* Start Supplied information *
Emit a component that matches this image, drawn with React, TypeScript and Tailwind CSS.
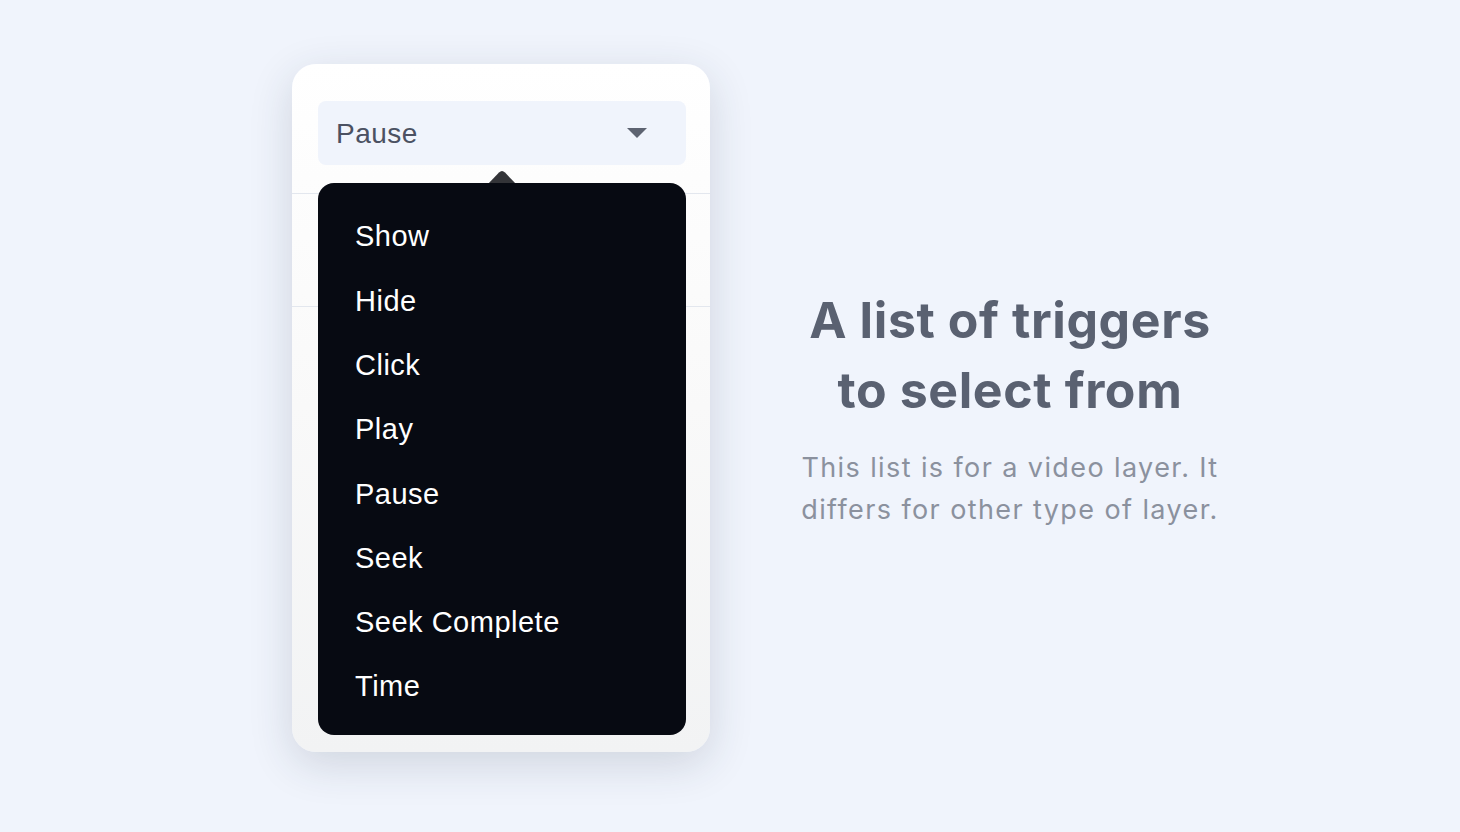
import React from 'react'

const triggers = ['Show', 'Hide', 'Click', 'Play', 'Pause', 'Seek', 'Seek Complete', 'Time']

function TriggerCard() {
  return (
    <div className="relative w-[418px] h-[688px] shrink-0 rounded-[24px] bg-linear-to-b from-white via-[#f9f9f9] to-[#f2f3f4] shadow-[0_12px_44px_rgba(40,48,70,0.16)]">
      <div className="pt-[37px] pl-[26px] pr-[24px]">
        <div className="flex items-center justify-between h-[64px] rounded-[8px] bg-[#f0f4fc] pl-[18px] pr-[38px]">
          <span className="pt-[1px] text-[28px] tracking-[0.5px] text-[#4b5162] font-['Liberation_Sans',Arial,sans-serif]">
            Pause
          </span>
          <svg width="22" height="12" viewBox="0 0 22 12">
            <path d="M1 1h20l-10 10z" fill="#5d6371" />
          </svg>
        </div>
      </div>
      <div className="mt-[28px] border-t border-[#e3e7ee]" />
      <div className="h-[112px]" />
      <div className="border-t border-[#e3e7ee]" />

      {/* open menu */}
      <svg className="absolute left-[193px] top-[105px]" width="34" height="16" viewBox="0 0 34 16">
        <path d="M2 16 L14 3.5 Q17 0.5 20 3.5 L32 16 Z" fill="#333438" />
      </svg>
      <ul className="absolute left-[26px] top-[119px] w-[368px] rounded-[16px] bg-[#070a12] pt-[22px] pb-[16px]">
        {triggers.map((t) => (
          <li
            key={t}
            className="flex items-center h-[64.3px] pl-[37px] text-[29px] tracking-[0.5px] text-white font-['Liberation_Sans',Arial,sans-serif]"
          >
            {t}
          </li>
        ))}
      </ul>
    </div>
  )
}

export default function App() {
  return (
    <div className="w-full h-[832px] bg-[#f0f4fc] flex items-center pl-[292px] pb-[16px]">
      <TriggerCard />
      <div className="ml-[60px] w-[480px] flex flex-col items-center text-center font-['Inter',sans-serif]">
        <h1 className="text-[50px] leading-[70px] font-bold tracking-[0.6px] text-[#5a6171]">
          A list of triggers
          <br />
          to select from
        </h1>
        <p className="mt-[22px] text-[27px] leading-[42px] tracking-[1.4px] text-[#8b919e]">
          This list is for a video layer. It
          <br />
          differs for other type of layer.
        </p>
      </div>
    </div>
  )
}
* End Supplied information *
## Task details
Starting with the first line of the data above and ending with the line containing "['Show', 'Hide', 'Click', 'Play', 'Pause', 'Seek', 'Seek", please restate every line exactly, leaving images out.

## Task result
Emit a component that matches this image, drawn with React, TypeScript and Tailwind CSS.
import React from 'react'

const triggers = ['Show', 'Hide', 'Click', 'Play', 'Pause', 'Seek', 'Seek Complete', 'Time']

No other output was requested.